Alongside the so-called ‘Google tax’, repeated promoters and users of schemes are to be denied access to tax reliefs, while the practice of naming and shaming is extended, although concerns persist over the accuracy and fairness of previous name and shame initiatives.

Each of these measures – among the myriad others I haven’t mentioned here – is complex in its own right, and deserves careful consideration over how they will work in practice, how they will sit alongside and interact with existing law and whether they are, fundamentally, the right move.

Instead, the bill has been allocated two and a half minutes of debating time before it is put forward as law.

It is, as BDO tax partner Richard Rose put it, a “ridiculous timeframe”.

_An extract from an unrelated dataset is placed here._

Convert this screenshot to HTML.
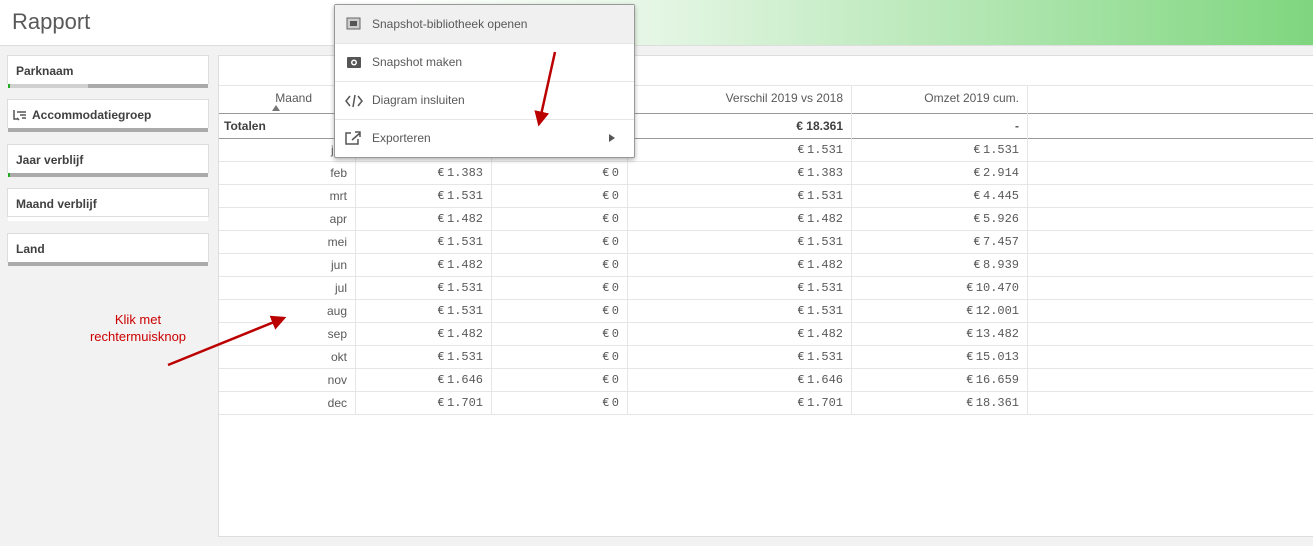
<!DOCTYPE html><html><head><style>
body{margin:0;width:1313px;height:546px;overflow:hidden;background:#f2f2f2;font-family:"Liberation Sans",sans-serif;position:relative}
.hdr{position:absolute;left:0;top:0;width:1313px;height:45px;background:linear-gradient(90deg,#fff 0%,#fff 30%,#e8f7e8 48%,#7fd67f 100%);border-bottom:1px solid #ddd}
.hdr span{position:absolute;left:12px;top:9px;font-size:22px;color:#595959}
.f{position:absolute;left:7px;width:202px;height:29px;background:#fff;border:1px solid #ddd;border-bottom:none;box-sizing:border-box}
.f b{position:absolute;left:8px;top:8px;font-size:12px;color:#404040}
.f i{position:absolute;left:0;right:0;bottom:-4px;height:4px;background:#aaa}
.panel{position:absolute;left:218px;top:55px;width:1100px;height:480px;background:#fff;border:1px solid #ddd}
.c{position:absolute;font-size:12px;color:#595959;text-align:right}
.m{font-family:"Liberation Mono",monospace;font-size:12px}
.hl{position:absolute;left:219px;width:1094px;height:1px;background:#e6e6e6}
.vl{position:absolute;width:1px;background:#e6e6e6;top:85px;height:330px}
.menu{position:absolute;left:334px;top:4px;width:299px;height:152px;background:#fff;border:1px solid #999;border-radius:2px;box-shadow:0 2px 5px rgba(0,0,0,.3)}
.mi{position:absolute;left:0;width:299px;height:38px;border-bottom:1px solid #e6e6e6;font-size:12px;color:#595959}
.mi span{position:absolute;left:37px;top:12px}
</style></head><body>
<div class="hdr"><span>Rapport</span></div>
<div class="f" style="top:55px"><b>Parknaam</b><i style="background:linear-gradient(90deg,#2a2 0,#2a2 2px,#d0d0d0 2px,#d0d0d0 40%,#aaa 40%)"></i></div>
<div class="f" style="top:99px"><b style="left:24px">Accommodatiegroep</b><svg style="position:absolute;left:5px;top:9px" width="14" height="12"><path d="M1 1v9h4M4 3h9M7 6h6M9 9h4M4 9l2 2" stroke="#555" fill="none" stroke-width="1.5"/></svg><i></i></div>
<div class="f" style="top:144px"><b>Jaar verblijf</b><i style="background:linear-gradient(90deg,#2a2 0,#2a2 2px,#aaa 2px)"></i></div>
<div class="f" style="top:188px"><b>Maand verblijf</b><i style="background:#fff;border-top:1px solid #ddd"></i></div>
<div class="f" style="top:233px"><b>Land</b><i></i></div>
<div class="panel"></div>
<div class="hl" style="top:85px"></div>
<div class="hl" style="top:113px;background:#999"></div>
<div class="hl" style="top:138px;background:#999"></div>
<div class="vl" style="left:355px"></div><div class="vl" style="left:491px"></div><div class="vl" style="left:627px"></div><div class="vl" style="left:851px"></div><div class="vl" style="left:1027px"></div>
<div class="c" style="left:260px;top:91px;width:52px">Maand</div>
<div style="position:absolute;left:272px;top:105px;border:4px solid transparent;border-bottom:6px solid #777;border-top:none"></div>
<div class="c" style="left:627px;top:91px;width:216px">Verschil 2019 vs 2018</div>
<div class="c" style="left:851px;top:91px;width:168px">Omzet 2019 cum.</div>
<div style="position:absolute;left:224px;top:119px;font-size:12px;font-weight:bold;color:#404040">Totalen</div>
<div class="c" style="left:627px;top:119px;width:216px;font-weight:bold;color:#404040">€ 18.361</div>
<div class="c" style="left:851px;top:119px;width:168px;font-weight:bold">-</div>
<div id="rows"></div>
<script>
var d=[["jan","1.531","0","1.531","1.531"],["feb","1.383","0","1.383","2.914"],["mrt","1.531","0","1.531","4.445"],["apr","1.482","0","1.482","5.926"],["mei","1.531","0","1.531","7.457"],["jun","1.482","0","1.482","8.939"],["jul","1.531","0","1.531","10.470"],["aug","1.531","0","1.531","12.001"],["sep","1.482","0","1.482","13.482"],["okt","1.531","0","1.531","15.013"],["nov","1.646","0","1.646","16.659"],["dec","1.701","0","1.701","18.361"]];
var h="";d.forEach(function(r,i){var t=138+i*23;
h+='<div class="c" style="left:220px;top:'+(t+5)+'px;width:127px">'+r[0]+'</div>';
h+='<div class="c m" style="left:355px;top:'+(t+5)+'px;width:128px">€\u2009'+r[1]+'</div>';
h+='<div class="c m" style="left:491px;top:'+(t+5)+'px;width:128px">€\u2009'+r[2]+'</div>';
h+='<div class="c m" style="left:627px;top:'+(t+5)+'px;width:216px">€\u2009'+r[3]+'</div>';
h+='<div class="c m" style="left:851px;top:'+(t+5)+'px;width:168px">€\u2009'+r[4]+'</div>';
h+='<div class="hl" style="top:'+(t+23)+'px"></div>';});
document.getElementById("rows").innerHTML=h;
</script>
<div class="menu">
<div class="mi" style="top:0;background:#f0f0f0"><svg style="position:absolute;left:11px;top:12px" width="16" height="14"><rect x="1" y="1" width="13" height="11" fill="#ccc" stroke="#666"/><rect x="4" y="4" width="7" height="5" fill="#555"/></svg><span>Snapshot-bibliotheek openen</span></div>
<div class="mi" style="top:38px"><svg style="position:absolute;left:11px;top:12px" width="16" height="14"><rect x="1" y="2" width="14" height="11" rx="1" fill="#555"/><circle cx="8" cy="7.5" r="3" fill="#fff"/><circle cx="8" cy="7.5" r="1.5" fill="#555"/></svg><span>Snapshot maken</span></div>
<div class="mi" style="top:76px"><svg style="position:absolute;left:10px;top:13px" width="18" height="14"><path d="M5 2L1 7l4 5M13 2l4 5-4 5M10 1L8 13" stroke="#555" fill="none" stroke-width="1.5"/></svg><span>Diagram insluiten</span></div>
<div class="mi" style="top:114px;border:none"><svg style="position:absolute;left:10px;top:11px" width="17" height="15"><path d="M6 3H1v11h12V9M7 10l8-7M10 2h5v5" stroke="#555" fill="none" stroke-width="1.5"/></svg><span>Exporteren</span><div style="position:absolute;left:274px;top:15px;border:4px solid transparent;border-left:6px solid #555;border-right:none"></div></div>
</div>
<svg style="position:absolute;left:0;top:0" width="1313" height="546"><defs><marker id="a" markerWidth="6" markerHeight="6" refX="5" refY="3" orient="auto"><path d="M0 0L6 3L0 6z" fill="#b00"/></marker></defs>
<line x1="168" y1="365" x2="284" y2="318" stroke="#b00" stroke-width="2.5" marker-end="url(#a)"/>
<line x1="555" y1="52" x2="539" y2="124" stroke="#b00" stroke-width="2.5" marker-end="url(#a)"/></svg>
<div style="position:absolute;left:68px;top:311px;width:140px;text-align:center;font-size:13px;color:#c00;line-height:17px">Klik met<br>rechtermuisknop</div>
</body></html>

That view was echoed today as ICAS launched its general election manifesto, in which a key plank is the pressing need for a simpler tax code. The annual practice of waving through the Finance Bill without so much as a cursory glance directly impedes that.

What UK businesses so desperately need and cry out for, especially small and mid-sized firms, is transparency and certainty when it comes to taxation.

Individuals, too, need to understand their affairs, obligations and in the case of tax reliefs – opportunities.

This process allows for none of that, and it’s astonishing that more noise is not made about it.

Calum Fuller is the tax correspondent for Accountancy Age and Financial Director.